I had set up a Tiny Core audio player appliance using mpd and GMPC which reads music files from an external usb disk. The set up is described here:
http://personal.nbnet.nb.ca/gavaris/apa.htmlThe web site indicates an NTFS formatted usb disk, but I had subsequently changed that to a FAT32 formatted disk. Everything worked fine.
Recently, I decided to experiment connecting the usb disk to an Asus router that incorporated a samba server. I loaded the cifs-utils extension and mounted the disk as a network drive. Following instructions from the TC FAQ, I did not specify any iocharset in the mount -t cifs command (I guess it uses some default?). I got a message about mismatched character encoding (my recollection of the message is a bit fuzzy) and mpd/GMPC did not generate a working music database file. I tried again and this time, being naive about TC locale, specified iocharset=utf8 in the mount command. This time the mount completed and mpd/GMPC generated a working music database file.
After experimenting, I decided to have the disk attached directly (initial set up) rather than as a network drive. When I reconnected the disk directly, I noticed that songs with non-ASCII characters in the filename were no longer visible. I suspected that the mpd/database file generated by mpd/GMPC was at fault. I deleted the database file and allowed mpd/GMPC to generate a new one. Those songs were still not visible to mpd/GMPC, though present, meaning I could not play those songs.
It should not be possible for the audio player appliance to have been corrupted since 'no backup' is specified. Indeed, the media containing Tiny Core and the audio extensions is unmounted after loading to RAM. So, I concluded that it must have been the usb drive that somehow got corrupted. To test this, I created a FAT32 formatted usb memory stick with some music that had file names with non-ASCII characters. I was expecting that mpd/GMPC would be able to read these properly and allow me to play them, just like the initial set up. I was wrong. These files were not visible and could not be played. As a further test, I created an ext formatted usb memory stick with the same music files. Now mpd/GMPC could see the files and I could play them. Aterm displays these files with two question marks, ??, in place of the non-ASCII characters. Within GMPC, the non-ASCII characters are displayed properly. For the FAT32 formatted stick or disk, aterm displays only one question mark, ?, in place of the non-ASCII characters. These files are not listed by GMPC.
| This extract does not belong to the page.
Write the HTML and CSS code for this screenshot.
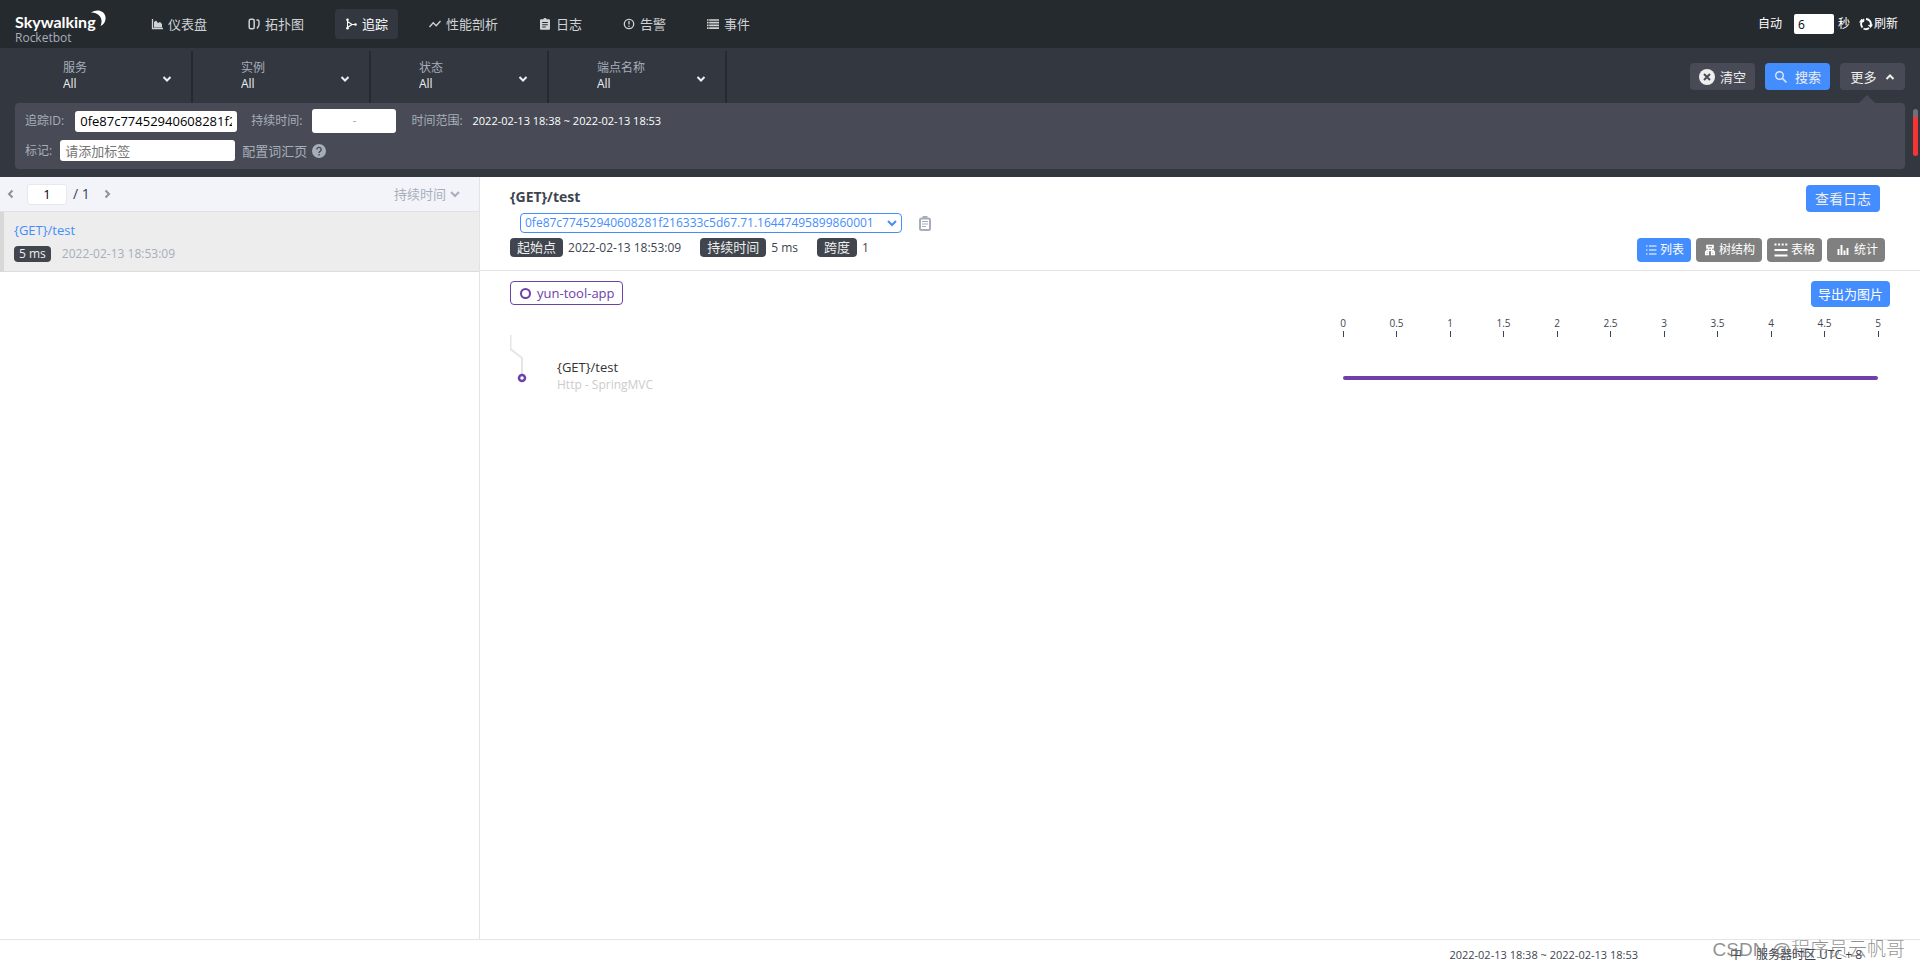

Through all this, I have not altered the default Tiny Core locale, which is set to language C. I have read that linux is 'unicode aware', even when language is set to C and it is not necessary to set up as utf8.
A solution is to format the external usb drive as ext and copy the music to it (I will probably do this).
However, computers follow logic and I would like to understand a bit about character encoding and locales. My questions:
1. Why I was able to play music with non-ASCII file names from a FAT32 disk until I mounted that disk as a cifs network drive.
2. Why are non-ASCII file names on the 'new' FAT32 memory stick not handled in a way that mpd/GMPC can use them.
3. What is the appropriate way to do a cifs mount with TC when file names contain non-ASCII characters.